# 36 year old homeowner killed



## jimmyq (Nov 14, 2004)

CNN headline says " New Hampshire, 36 year old man killed by tree he was cutting down" 

just cruisin the idiot box and it was texted on the bottom of the screen.


----------



## rmihalek (Nov 16, 2004)

Did the scroll say "homeowner" or are you just assuming that?


----------



## emtaeu (Nov 17, 2004)

Sunday, November 14, 2004

Center Barnstead man killed by falling tree
A 36-year-old Center Barnstead man is dead following an accident on White Oaks Road. 

Michael J. Tucker of 38 Amherst Drive, Center Barnstead, was killed when a tree he was cutting fell on him.

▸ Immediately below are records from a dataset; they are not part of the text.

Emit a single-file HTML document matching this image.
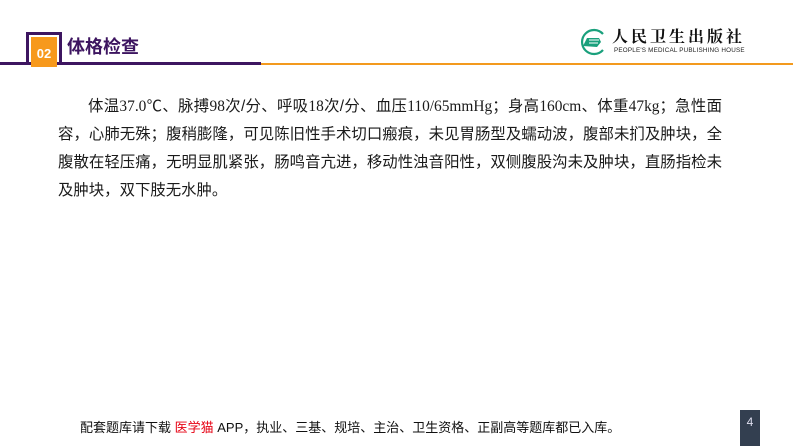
<!DOCTYPE html>
<html><head><meta charset="utf-8"><style>
html,body{margin:0;padding:0;}
body{width:793px;height:446px;position:relative;overflow:hidden;background:#fff;font-family:"Liberation Sans","Noto Sans CJK SC",sans-serif;}
.abs{position:absolute;}
.ln{position:absolute;left:58px;width:664px;font-size:15.4px;line-height:20px;color:#1a1a1a;text-align:justify;text-align-last:justify;white-space:nowrap;}
.ser{font-family:"Liberation Serif","Noto Sans CJK SC",serif;}
</style></head><body>
<div class="abs" style="left:0;top:62px;width:261px;height:3px;background:#3d1560"></div>
<div class="abs" style="left:261px;top:63px;width:532px;height:2px;background:#f39a1e"></div>
<div class="abs" style="left:26px;top:32px;width:30px;height:29px;border:3px solid #3d1560;border-bottom:none"></div>
<div class="abs" style="left:31px;top:37px;width:26px;height:30px;background:#f7991c;color:#fff;font-weight:bold;font-size:13px;line-height:30px;text-align:center;padding-top:2px;box-sizing:border-box">02</div>
<div class="abs" style="left:67px;top:36px;font-size:18px;font-weight:bold;color:#3d1560;line-height:22px">体格检查</div>
<svg class="abs" style="left:577px;top:28px" width="30" height="28" viewBox="0 0 30 28"><path d="M26 6 A12 12 0 1 0 26 22" fill="none" stroke="#1aa07c" stroke-width="2.2"/><path d="M6 18 L10 10 L22 10 L24 14 L20 19 Z" fill="#1aa07c"/><path d="M12 12 L22 12 M12 15 L21 15" stroke="#fff" stroke-width="1"/></svg>
<div class="abs" style="left:612px;top:27px;font-size:16px;font-weight:bold;letter-spacing:3px;color:#111;line-height:18px;font-family:'Noto Serif CJK SC',serif">人民卫生出版社</div>
<div class="abs" style="left:614px;top:47px;font-size:6.3px;color:#222;line-height:8px;letter-spacing:0.2px">PEOPLE'S MEDICAL PUBLISHING HOUSE</div>
<div class="ln" style="top:97px;left:88px;width:634px">体温<span class="ser">37.0℃</span>、脉搏<span class="ser">98</span>次/分、呼吸<span class="ser">18</span>次/分、血压<span class="ser">110/65mmHg</span>；身高<span class="ser">160cm</span>、体重<span class="ser">47kg</span>；急性面</div>
<div class="ln" style="top:125px">容，心肺无殊；腹稍膨隆，可见陈旧性手术切口瘢痕，未见胃肠型及蠕动波，腹部未扪及肿块，全</div>
<div class="ln" style="top:153px">腹散在轻压痛，无明显肌紧张，肠鸣音亢进，移动性浊音阳性，双侧腹股沟未及肿块，直肠指检未</div>
<div class="ln" style="top:181px;text-align-last:left;width:auto">及肿块，双下肢无水肿。</div>
<div class="abs" style="left:80px;top:420px;font-size:13px;line-height:16px;color:#111">配套题库请下载 <span style="color:#e60012">医学猫</span> APP，执业、三基、规培、主治、卫生资格、正副高等题库都已入库。</div>
<div class="abs" style="left:740px;top:410px;width:20px;height:36px;background:#333f50;color:#dde;font-size:12px;text-align:center;line-height:24px">4</div>
</body></html>
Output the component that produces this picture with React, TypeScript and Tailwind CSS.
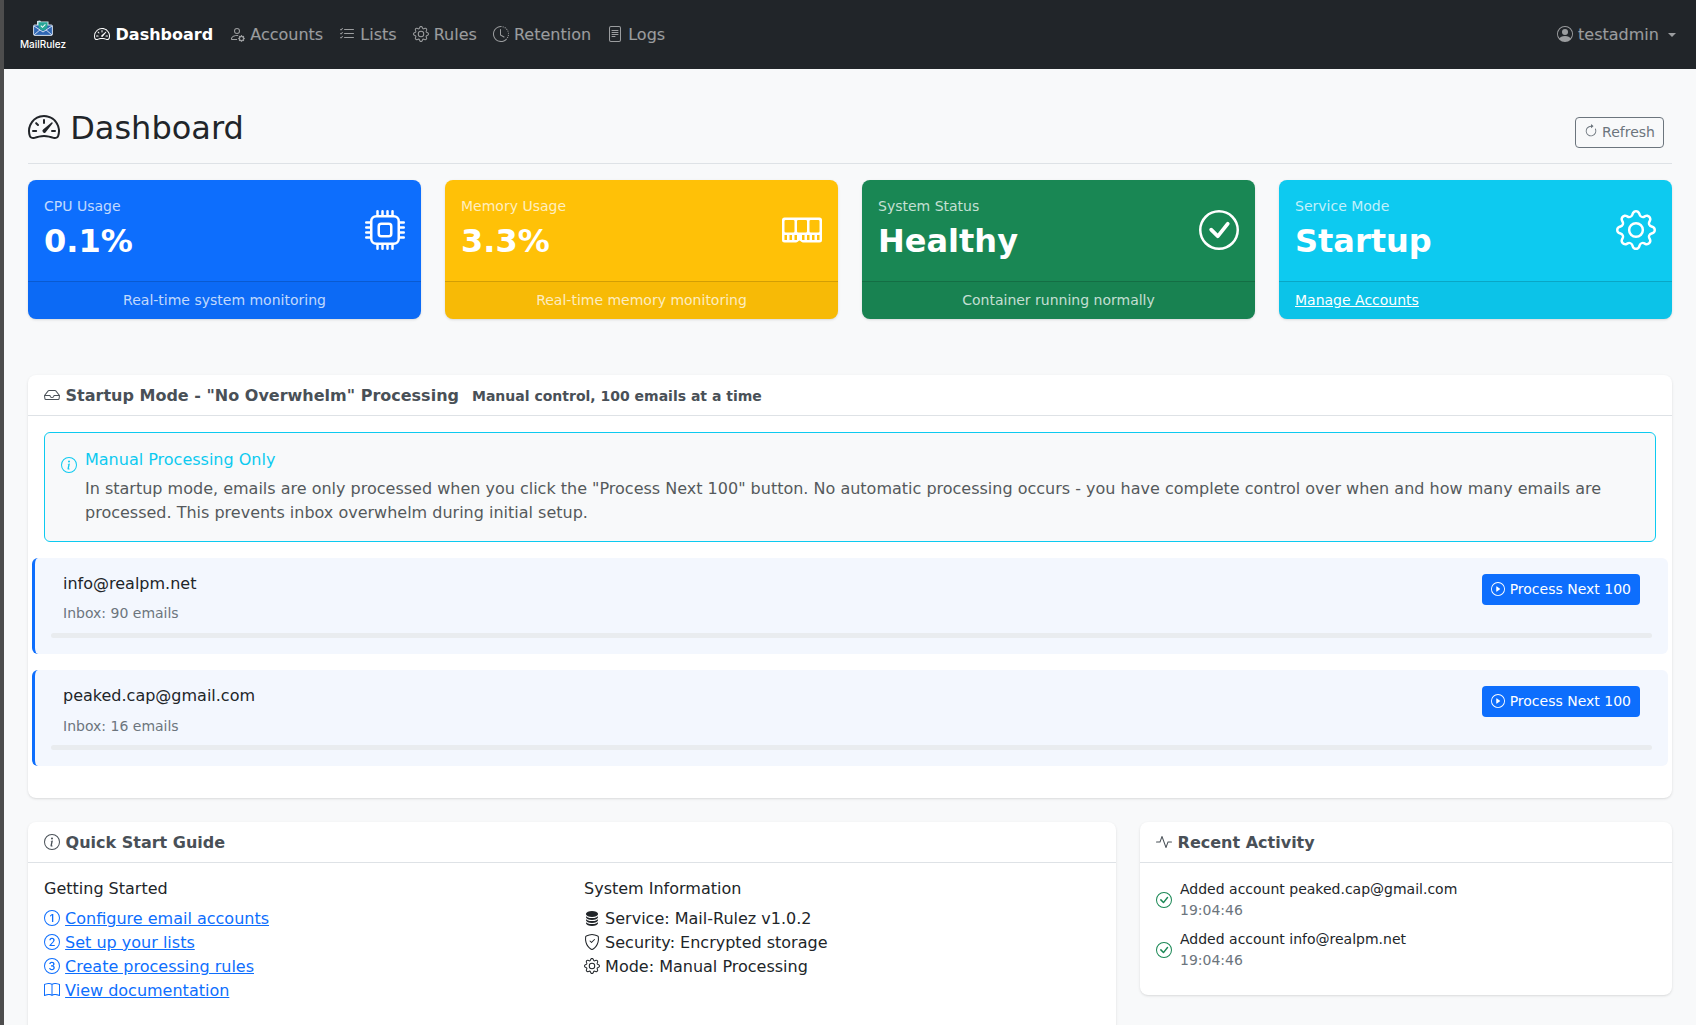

He was pronounced dead at the scene. 

The incident occurred at 11:14 a.m. at 774 White Oaks Road. 

Police said an investigation is ongoing to determine the exact cause of the accident.






http://www.fosters.com/november_2004/11.14.04/news/cit_11.14.04e.asp


----------



## fmueller (Nov 19, 2004)

Bummer. Pretty young to go like that. Wonder how it happened.


----------



## trzz (Nov 19, 2004)

*fmuller*

Trzz, I took this off because it was inappropriate.
Darin


----------